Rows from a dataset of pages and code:

+===+

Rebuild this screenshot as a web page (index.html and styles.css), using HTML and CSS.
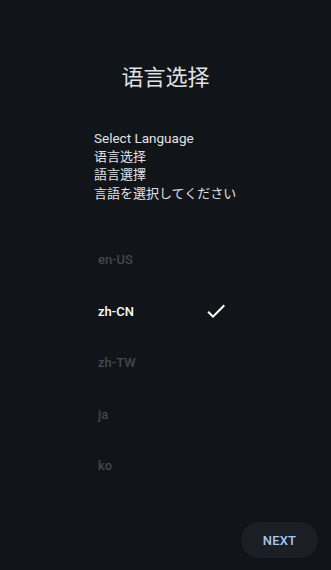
FILE: index.html
```html
<!DOCTYPE html>
<html>
<head>
<meta charset="utf-8">
<link rel="stylesheet" href="styles.css">
</head>
<body>
<div class="screen">
  <h1 class="title">语言选择</h1>
  <div class="prompt">
    <div class="latin">Select Language</div>
    <div>语言选择</div>
    <div>語言選擇</div>
    <div>言語を選択してください</div>
  </div>
  <ul class="langs">
    <li class="lang">en-US</li>
    <li class="lang active">zh-CN
      <svg class="check" viewBox="0 0 24 24" width="24" height="24"><path d="M9 16.17L4.83 12l-1.42 1.41L9 19 21 7l-1.41-1.41z" fill="#ffffff"/></svg>
    </li>
    <li class="lang">zh-TW</li>
    <li class="lang">ja</li>
    <li class="lang">ko</li>
  </ul>
  <div class="footer">
    <button class="next">NEXT</button>
  </div>
</div>
</body>
</html>
```

FILE: styles.css
```css
html, body {
  margin: 0;
  padding: 0;
  background: #111419;
  height: 100%;
}
.screen {
  height: 570px;
  display: flex;
  flex-direction: column;
  font-family: Roboto, "Noto Sans CJK SC", "Noto Sans CJK JP", sans-serif;
  color: #e2e2e6;
}
.title {
  margin: 64px 0 0 0;
  font-size: 22px;
  line-height: 28px;
  font-weight: 400;
  text-align: center;
  color: #e2e2e6;
}
.prompt {
  margin: 37px 0 0 94px;
  font-size: 13px;
  line-height: 18.5px;
  color: #e2e2e6;
}
.latin {
  font-size: 13.5px;
}
.langs {
  list-style: none;
  margin: 31px 0 0 0;
  padding: 0 0 0 98px;
}
.lang {
  height: 51.5px;
  display: flex;
  align-items: center;
  font-size: 13px;
  font-weight: 500;
  color: #44474e;
  position: relative;
  width: 130px;
}
.lang.active {
  color: #ffffff;
}
.check {
  position: absolute;
  left: 106px;
  top: 13px;
}
.footer {
  margin-top: auto;
  display: flex;
  justify-content: flex-end;
  padding: 0 13px 12px 0;
}
.next {
  width: 77px;
  height: 36px;
  border: none;
  border-radius: 18px;
  background: #1b1e24;
  color: #a9c7ef;
  font-family: Roboto, sans-serif;
  font-size: 13px;
  font-weight: 500;
  letter-spacing: 0.2px;
}
```
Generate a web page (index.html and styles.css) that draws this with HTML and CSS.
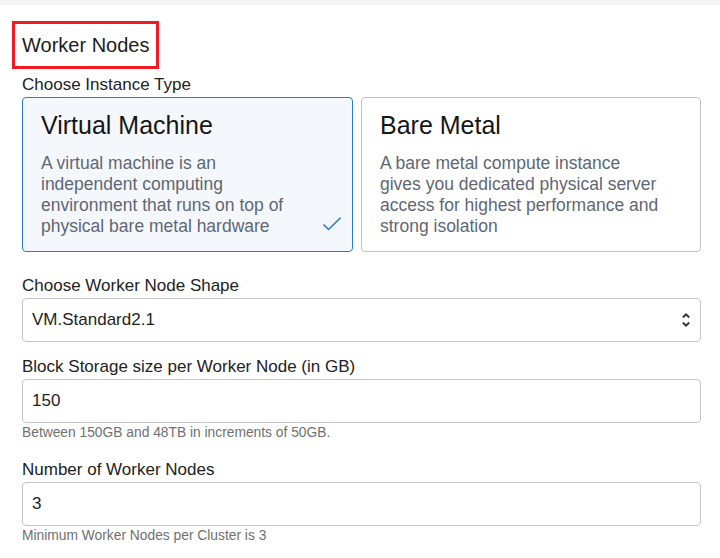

+===+

▶ What you need to do: Nothing in the entries above should change when they are printed again, except that the pictures are dropped.

▶ Expected answer:
Rebuild this screenshot as a web page (index.html and styles.css), using HTML and CSS.
FILE: index.html
```html
<!DOCTYPE html>
<html>
<head>
<meta charset="utf-8">
<link rel="stylesheet" href="styles.css">
</head>
<body>
<div class="screen">
  <h1 class="title">语言选择</h1>
  <div class="prompt">
    <div class="latin">Select Language</div>
    <div>语言选择</div>
    <div>語言選擇</div>
    <div>言語を選択してください</div>
  </div>
  <ul class="langs">
    <li class="lang">en-US</li>
    <li class="lang active">zh-CN
      <svg class="check" viewBox="0 0 24 24" width="24" height="24"><path d="M9 16.17L4.83 12l-1.42 1.41L9 19 21 7l-1.41-1.41z" fill="#ffffff"/></svg>
    </li>
    <li class="lang">zh-TW</li>
    <li class="lang">ja</li>
    <li class="lang">ko</li>
  </ul>
  <div class="footer">
    <button class="next">NEXT</button>
  </div>
</div>
</body>
</html>
```

FILE: styles.css
```css
html, body {
  margin: 0;
  padding: 0;
  background: #111419;
  height: 100%;
}
.screen {
  height: 570px;
  display: flex;
  flex-direction: column;
  font-family: Roboto, "Noto Sans CJK SC", "Noto Sans CJK JP", sans-serif;
  color: #e2e2e6;
}
.title {
  margin: 64px 0 0 0;
  font-size: 22px;
  line-height: 28px;
  font-weight: 400;
  text-align: center;
  color: #e2e2e6;
}
.prompt {
  margin: 37px 0 0 94px;
  font-size: 13px;
  line-height: 18.5px;
  color: #e2e2e6;
}
.latin {
  font-size: 13.5px;
}
.langs {
  list-style: none;
  margin: 31px 0 0 0;
  padding: 0 0 0 98px;
}
.lang {
  height: 51.5px;
  display: flex;
  align-items: center;
  font-size: 13px;
  font-weight: 500;
  color: #44474e;
  position: relative;
  width: 130px;
}
.lang.active {
  color: #ffffff;
}
.check {
  position: absolute;
  left: 106px;
  top: 13px;
}
.footer {
  margin-top: auto;
  display: flex;
  justify-content: flex-end;
  padding: 0 13px 12px 0;
}
.next {
  width: 77px;
  height: 36px;
  border: none;
  border-radius: 18px;
  background: #1b1e24;
  color: #a9c7ef;
  font-family: Roboto, sans-serif;
  font-size: 13px;
  font-weight: 500;
  letter-spacing: 0.2px;
}
```
Generate a web page (index.html and styles.css) that draws this with HTML and CSS.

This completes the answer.